It’s always great to find a rock band that can really speak to, and against, the current state of rock ‘n’ roll music, all the while discovering their confidence and swagger. Chicago’s Vee Dee has accomplished this with its own voice on their self-titled album, recently released and perhaps more emblematic of where the band is now, versus the five-year, work-in-progress sprawl across its double LP, Public Mental Health System.
No changes in lineup this time, but perhaps in worldview; the paranoid fears of the trio’s last album have callused over with realism and perhaps a bit of damage from the result. No more television nightmares. This third swing of the chain is a good deal bleaker and more mature, but cut from the same strobe-lit Tolex as what made its earlier records. Influences are becoming harder to spot, sunken below skin deep.

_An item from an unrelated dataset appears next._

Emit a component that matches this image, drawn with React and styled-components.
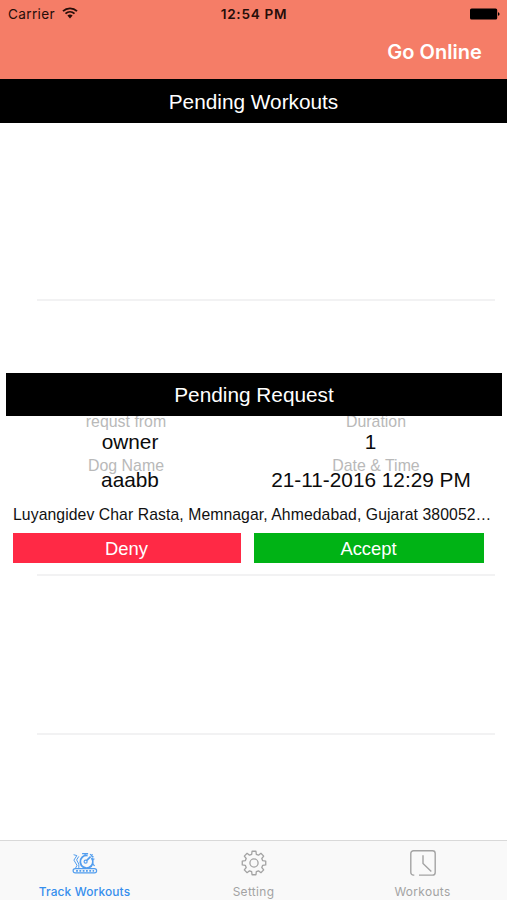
import React from 'react'
import styled, { createGlobalStyle } from 'styled-components'

const GlobalStyle = createGlobalStyle`
  body {
    margin: 0;
    background: #ffffff;
  }
`

const Screen = styled.div`
  width: 507px;
  height: 900px;
  display: flex;
  flex-direction: column;
  overflow: hidden;
  background: #ffffff;
  font-family: "Liberation Sans", Arial, sans-serif;
`

const Header = styled.header`
  height: 79px;
  flex: none;
  background: #f57d67;
  font-family: Inter, "Liberation Sans", sans-serif;
`

const StatusBar = styled.div`
  height: 27px;
  padding: 0 7px 0 8px;
  display: grid;
  grid-template-columns: 1fr auto 1fr;
  align-items: center;
  box-sizing: border-box;
  color: #260d09;
  font-size: 13.6px;

  svg {
    display: block;
  }
`

const Carrier = styled.div`
  display: flex;
  align-items: center;
  gap: 7px;
  letter-spacing: 0.35px;

  svg {
    margin-top: -2px;
  }
`

const Clock = styled.div`
  font-weight: 600;
  letter-spacing: 0.7px;
`

const Battery = styled.div`
  display: flex;
  justify-content: flex-end;
`

const NavBar = styled.div`
  height: 50px;
  padding-right: 25px;
  display: flex;
  align-items: center;
  justify-content: flex-end;
`

const NavButton = styled.button`
  padding: 0;
  border: 0;
  background: none;
  color: #ffffff;
  font-family: inherit;
  font-size: 20px;
  font-weight: 600;
  letter-spacing: 0.05px;
`

const SectionTitle = styled.h2`
  position: relative;
  z-index: 1;
  height: ${props => props.$height}px;
  margin: ${props => (props.$inset ? '0 5px 0 6px' : '0')};
  flex: none;
  background: #000000;
  color: #ffffff;
  font-size: 20.8px;
  font-weight: normal;
  line-height: ${props => props.$height + 1}px;
  text-align: center;
`

const EmptyRow = styled.div`
  height: ${props => props.$height}px;
  flex: none;
`

const Separator = styled.div`
  height: 2px;
  margin: 0 12px 0 37px;
  flex: none;
  background: #f2f2f3;
`

const RequestBody = styled.div`
  height: 158px;
  flex: none;
`

const Details = styled.div`
  display: grid;
  grid-template-columns: 254px 1fr;
  margin-top: -4px;
`

const Column = styled.div`
  text-align: center;
  white-space: nowrap;
`

const Label = styled.div`
  height: 20px;
  margin-top: ${props => props.$top || 0}px;
  padding-right: ${props => props.$right || 0}px;
  color: #b9b9b9;
  font-size: 15.9px;
  line-height: 20px;
`

const Value = styled.div`
  position: relative;
  height: 20px;
  margin-top: ${props => props.$top || 0}px;
  padding: ${props => props.$padding};
  color: #0b0b0b;
  font-size: 20.8px;
  line-height: 20px;
`

const Address = styled.div`
  margin: 15px 15px 0 13px;
  overflow: hidden;
  color: #111111;
  font-size: 15.75px;
  letter-spacing: 0.08px;
  line-height: 20px;
  white-space: nowrap;
`

const Actions = styled.div`
  display: grid;
  grid-template-columns: 228px 230px;
  gap: 13px;
  margin: 8px 0 0 13px;
`

const ActionButton = styled.button`
  height: 30px;
  padding: 1px 1px 0 0;
  border: 0;
  background: ${props => props.$color};
  color: #ffffff;
  font-family: inherit;
  font-size: 18.4px;
  line-height: 29px;
`

const TabBar = styled.nav`
  height: 60px;
  margin-top: auto;
  flex: none;
  display: grid;
  grid-template-columns: repeat(3, 1fr);
  border-top: 1px solid #d9d9d9;
  box-sizing: border-box;
  background: #f9f9f9;
`

const Tab = styled.div`
  padding-top: 9px;
  display: flex;
  flex-direction: column;
  align-items: center;
  color: ${props => (props.$active ? '#358eed' : '#a3a3a3')};
  font-family: Inter, "Liberation Sans", sans-serif;
  font-size: 11.9px;
  font-weight: ${props => (props.$active ? 500 : 400)};
  letter-spacing: ${props => (props.$active ? 0.15 : 0.35)}px;
  line-height: 16px;

  svg {
    display: block;
    margin-bottom: 8px;
  }
`

const WifiIcon = () => (
  <svg width="16" height="12" viewBox="0 0 16 12" fill="none" stroke="currentColor" strokeWidth="1.9">
    <path d="M1 4.1C5 .4 11 .4 15 4.1M3.5 6.6c2.6-2.3 6.4-2.3 9 0"/>
    <path d="M5.4 8.6c1.5-1.4 3.7-1.4 5.2 0L8 11.4z" fill="currentColor" stroke="none"/>
  </svg>
)

const BatteryIcon = () => (
  <svg width="30" height="12" viewBox="0 0 30 12" fill="#000000">
    <rect x="0" y="0.4" width="27.2" height="11.2" rx="1.6"/>
    <path d="M28 4.2c2 .4 2 3.2 0 3.6z"/>
  </svg>
)

const TrackIcon = () => (
  <svg width="28" height="26" viewBox="0 0 28 26" fill="none" stroke="currentColor">
    <g transform="translate(.6 .9)" opacity="0.85">
      <path d="M2 3.8l3.3.9M5.2 4.8L2.3 9.2l3.1 5.2-1.5 3M7.2 5.5L5 9l2.2 4.2v3.8" strokeWidth="1"/>
      <path d="M20 7a6.3 6.3 0 1 1-4-2.4" strokeWidth="1.8"/>
      <path d="M10.5 2.8h6M13.5 3v2M18.5 3.2l3.3 3.2M21 3.5l-1.7 2M20.8 8.5l2-.5M21 13l2 2" strokeWidth="1.3"/>
      <circle cx="14" cy="10.8" r="1.5" strokeWidth="1.2"/>
      <path d="M15.2 9.5L19 5.8" strokeWidth="1.8"/>
      <rect x="1.5" y="17.8" width="23.5" height="4.2" rx="2.1" strokeWidth="1.2"/>
      <path d="M4.5 19.9h18" strokeWidth="1.7" strokeDasharray="1.8 1.5"/>
    </g>
  </svg>
)

// eight teeth around the hub, four corner points per tooth
const gearPoints = Array.from({ length: 8 }).flatMap((_, i) => (
  [[-15, 9], [-9.5, 11.9], [9.5, 11.9], [15, 9]].map(([offset, r]) => {
    const a = (i * 45 + offset) * Math.PI / 180
    return `${(13 + r * Math.sin(a)).toFixed(2)},${(13 - r * Math.cos(a)).toFixed(2)}`
  })
)).join(' ')

const GearIcon = () => (
  <svg width="26" height="26" viewBox="0 0 26 26" fill="none" stroke="currentColor" strokeWidth="1.3" strokeLinejoin="round">
    <polygon points={gearPoints}/>
    <circle cx="13" cy="13" r="4.1"/>
  </svg>
)

const ClockIcon = () => (
  <svg width="26" height="26" viewBox="0 0 26 26" fill="none" stroke="currentColor" strokeWidth="1.4">
    <path d="M4.3 25.1H3.5A2.7 2.7 0 0 1 .8 22.4V3.5A2.7 2.7 0 0 1 3.5.8h19a2.7 2.7 0 0 1 2.7 2.7v18.9a2.7 2.7 0 0 1-2.7 2.7H9"/>
    <path d="M13 5.2v8.2l8.3 8"/>
  </svg>
)

const App = () => (
  <Screen>
    <GlobalStyle/>
    <Header>
      <StatusBar>
        <Carrier>Carrier <WifiIcon/></Carrier>
        <Clock>12:54 PM</Clock>
        <Battery><BatteryIcon/></Battery>
      </StatusBar>
      <NavBar>
        <NavButton>Go Online</NavButton>
      </NavBar>
    </Header>
    <SectionTitle $height={44}>Pending Workouts</SectionTitle>
    <EmptyRow $height={176}/>
    <Separator/>
    <EmptyRow $height={72}/>
    <SectionTitle $height={43} $inset>Pending Request</SectionTitle>
    <RequestBody>
      <Details>
        <Column>
          <Label $right={2}>requst from</Label>
          <Value $padding="0 0 0 6px">owner</Value>
          <Label $top={4} $right={2}>Dog Name</Label>
          <Value $top={-6} $padding="0 0 0 6px">aaabb</Value>
        </Column>
        <Column>
          <Label $right={9}>Duration</Label>
          <Value $padding="0 20px 0 0">1</Value>
          <Label $top={4} $right={9}>Date &amp; Time</Label>
          <Value $top={-6} $padding="0 19px 0 0">21-11-2016 12:29 PM</Value>
        </Column>
      </Details>
      <Address>Luyangidev Char Rasta, Memnagar, Ahmedabad, Gujarat 380052…</Address>
      <Actions>
        <ActionButton $color="#ff2945">Deny</ActionButton>
        <ActionButton $color="#00b315">Accept</ActionButton>
      </Actions>
    </RequestBody>
    <Separator/>
    <EmptyRow $height={157}/>
    <Separator/>
    <TabBar>
      <Tab $active><TrackIcon/>Track Workouts</Tab>
      <Tab><GearIcon/>Setting</Tab>
      <Tab><ClockIcon/>Workouts</Tab>
    </TabBar>
  </Screen>
)

export default App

The kind of band that wants to imitate Hawkwind in a black box club on some weeknight is not here. “Howling at the Sun” starts things off with a thud, a slow psychotic number building gradually in heat, like the feeling you get when you know someone is staring at you from somewhere behind. Closer “Scrapping in the Streets” betrays such a title with the sort of broken music box rock operatics that served Alice Cooper so well on Easy Action. The whole record, particularly cuts like “Hello Angry Young Man” and “Endless Night,” falls in line with that sound, the Detroit-to-Seattle muscle hustle that pushed aside ’80s garage revivalism to kickstart grunge. For those living unsettled lives, this is going to fit you just fine, and Nick D’Vyne’s well-trained voice serves as the shit-eating grin you might not get to flash at anyone today.
These guys know who they are and where they’re at, and in their case, they’re near the top of a very small pile of worthwhile bands currently operating out of the Second City. As far as rock bands content to live in an eternal loop of history, well, Vee Dee’s one of them, but I’m sure any time spent with Vee Dee will remind you of how much fun that can be, and ultimately why we need to support a band going against the current in a time when the very simplicity and lack of compassion within rock music threatens to destroy it.